Fantastic, let's have fun then ;)

> I was wondering about Adeos's roadmap. Right now I see
> three uses of Adeos:
> 1, Real time capabilities for Linux
> 2, Clustering for Linux and
> 3, Running multiple instances of Linux on the same
> machine.

Indeed.

> Which of these is the project working towards? I there
> an explicit roadmap towards any?  I particular I am
> interested in 3 and ways to possibly achieve it. I
> think this would be useful to a lot of people.

Agreed. If nothing else, you could try new drivers and not care about
a second Linux dying.

> One approach would be to have a VMM and virtualize all
> resources. This would involve the overhead of "world
> switches" to the host OS and virtualization (with the
> VMM running as an application on the host OS). You
> would land up with something like VMWare and plex86
> which would have little value.

No really interesting, we might as well just extend plex86 if we're
going down this road ...

> The other approach would be the one mentioned in the
> clustering paper i.e. make Linux aware of Adeos. This
> brings up the question of how to get two or more
> instances share resources and co-operate. A major
> problem would be devices. Without virtualization, it
> would invlove a huge number of changes  to drivers,
> making it difficult to develop and maintain, if one
> were to support all the devices that Linux currently
> does.

No, you don't need to do that. As I explain in the clustering paper,
all you need is to modify that PCI allocation code to first ask
Adeos about the components it should be seeing. There is no need to
change any of the drivers. We do need to make sure, nevertheless,
that any extra copies of Linux that boots don't reinitialize any
available ISA hardware, but I don't see this as much of a problem.

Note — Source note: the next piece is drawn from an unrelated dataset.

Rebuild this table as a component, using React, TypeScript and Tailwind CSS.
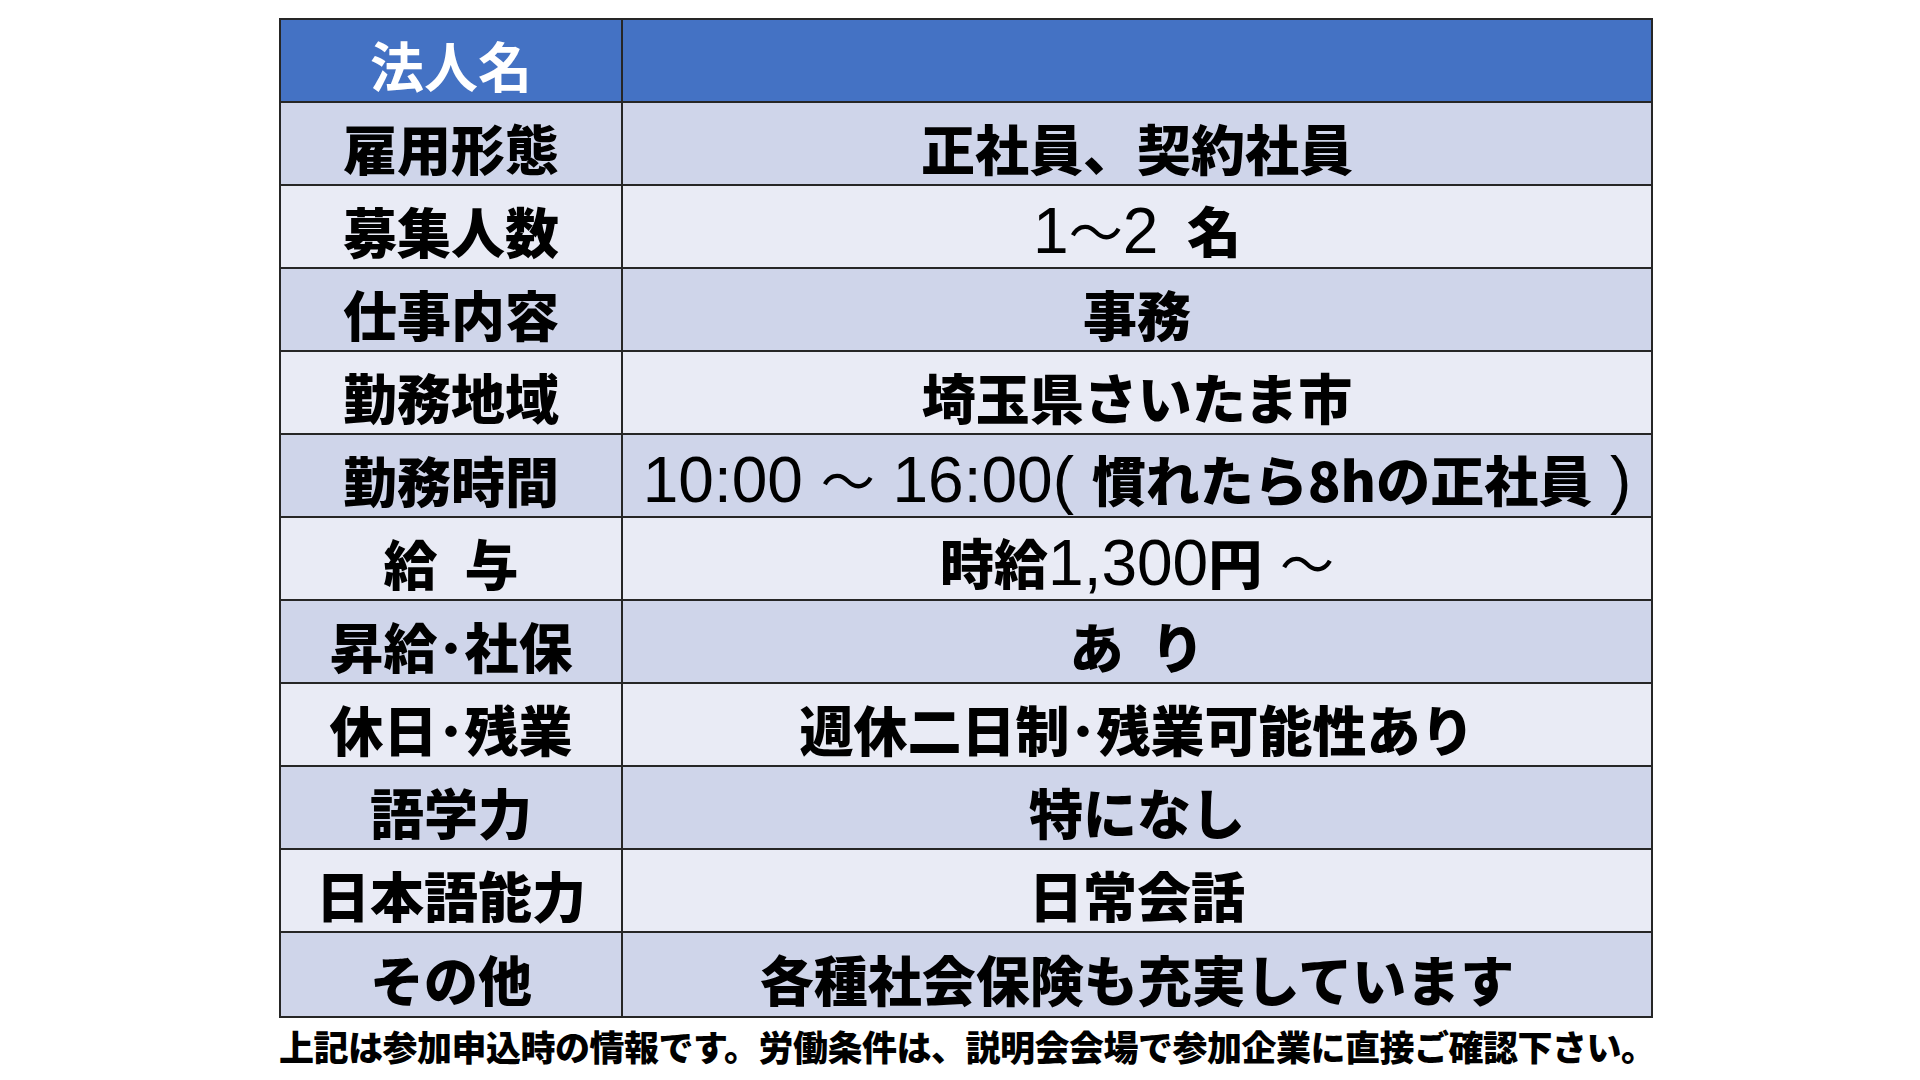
import React from 'react';

type Seg = { t: string; k: 'j' | 'l' | 'w' };

// j: heavy japanese, l: latin regular, w: thin wave dash
const segClass: Record<Seg['k'], string> = {
  j: "font-['Noto_Sans_CJK_JP',sans-serif] font-black text-[54px]",
  l: "font-['Liberation_Sans','Noto_Sans_CJK_JP',sans-serif] font-normal text-[64px]",
  w: "font-['Noto_Sans_CJK_JP',sans-serif] font-normal text-[54px]",
};

const j = (t: string): Seg => ({ t, k: 'j' });
const l = (t: string): Seg => ({ t, k: 'l' });
const w = (t: string): Seg => ({ t, k: 'w' });

const rows: { label: string; value: Seg[] }[] = [
  { label: '雇用形態', value: [j('正社員、契約社員')] },
  { label: '募集人数', value: [l('1'), w('～'), l('2 '), j('\u2009名')] },
  { label: '仕事内容', value: [j('事務')] },
  { label: '勤務地域', value: [j('埼玉県さいたま市')] },
  {
    label: '勤務時間',
    value: [l('10:00 '), w('～'), l(' 16:00( '), j('慣れたら8hの正社員'), l(' )')],
  },
  { label: '給\u2002与', value: [j('時給'), l('1,300'), j('円'), l(' '), w('～')] },
  { label: '昇給･社保', value: [j('あ\u2002り')] },
  { label: '休日･残業', value: [j('週休二日制･残業可能性あり')] },
  { label: '語学力', value: [j('特になし')] },
  { label: '日本語能力', value: [j('日常会話')] },
  { label: 'その他', value: [j('各種社会保険も充実しています')] },
];

const Segs: React.FC<{ segs: Seg[] }> = ({ segs }) => (
  <span className="leading-none whitespace-pre pt-[8px] text-black">
    {segs.map((s, i) => (
      <span key={i} className={segClass[s.k]}>
        {s.t}
      </span>
    ))}
  </span>
);

export default function App() {
  return (
    <div className="w-[1920px] h-[1080px] bg-white overflow-hidden pt-[18px]">
      <div className="ml-[279px] w-[1374px] border-2 border-[#262626]">
        <div className="grid grid-cols-[342px_1fr] h-[83px] border-b-2 border-[#262626] bg-[#4472C4]">
          <div className="flex items-center justify-center border-r-2 border-[#262626]">
            <span className="pt-[8px] leading-none font-['Noto_Sans_CJK_JP',sans-serif] font-bold text-[54px] text-white">
              法人名
            </span>
          </div>
          <div />
        </div>
        {rows.map((r, i) => (
          <div
            key={r.label}
            className={
              'grid grid-cols-[342px_1fr] h-[83px] border-[#262626] ' +
              (i % 2 === 0 ? 'bg-[#CFD5EA] ' : 'bg-[#E9EBF5] ') +
              (i < rows.length - 1 ? 'border-b-2' : '')
            }
          >
            <div className="flex items-center justify-center border-r-2 border-[#262626]">
              <Segs segs={[j(r.label)]} />
            </div>
            <div className="flex items-center justify-center">
              <Segs segs={r.value} />
            </div>
          </div>
        ))}
      </div>
      <p className="ml-[279px] mt-[10px] leading-none font-['Noto_Sans_CJK_JP',sans-serif] font-black text-[35px] tracking-[-0.5px] text-black whitespace-nowrap">
        上記は参加申込時の情報です。労働条件は、説明会会場で参加企業に直接ご確認下さい。
      </p>
    </div>
  );
}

Of course, this involves that no two instances of Linux share the
same hardware. Which is just fine for what Adeos is supposed to
do. If you need to share hardware devices among OS instances, then
you certainly need somethine like VMWare or plex86. Sharing
hardware devices isn't part of Adeos' mandate.

> In this case the purpose of Adeos would be to
> multiplex access between multiple instances, which
> would be aware of each other and avoid stepping on eac
> others toes. The upside would be that you would have
> significant performance advantages over the VMM
> method.

We don't need to do this. Since any extra Linux doesn't even see the
PCI hardware it isn't supposed to use, there is no need to make sure
that the various Linux don't step on each other. The only possible
problem is if you have a Linux making random physical memory accesses,
but if that's the case then it's a bug and it has to be fixed.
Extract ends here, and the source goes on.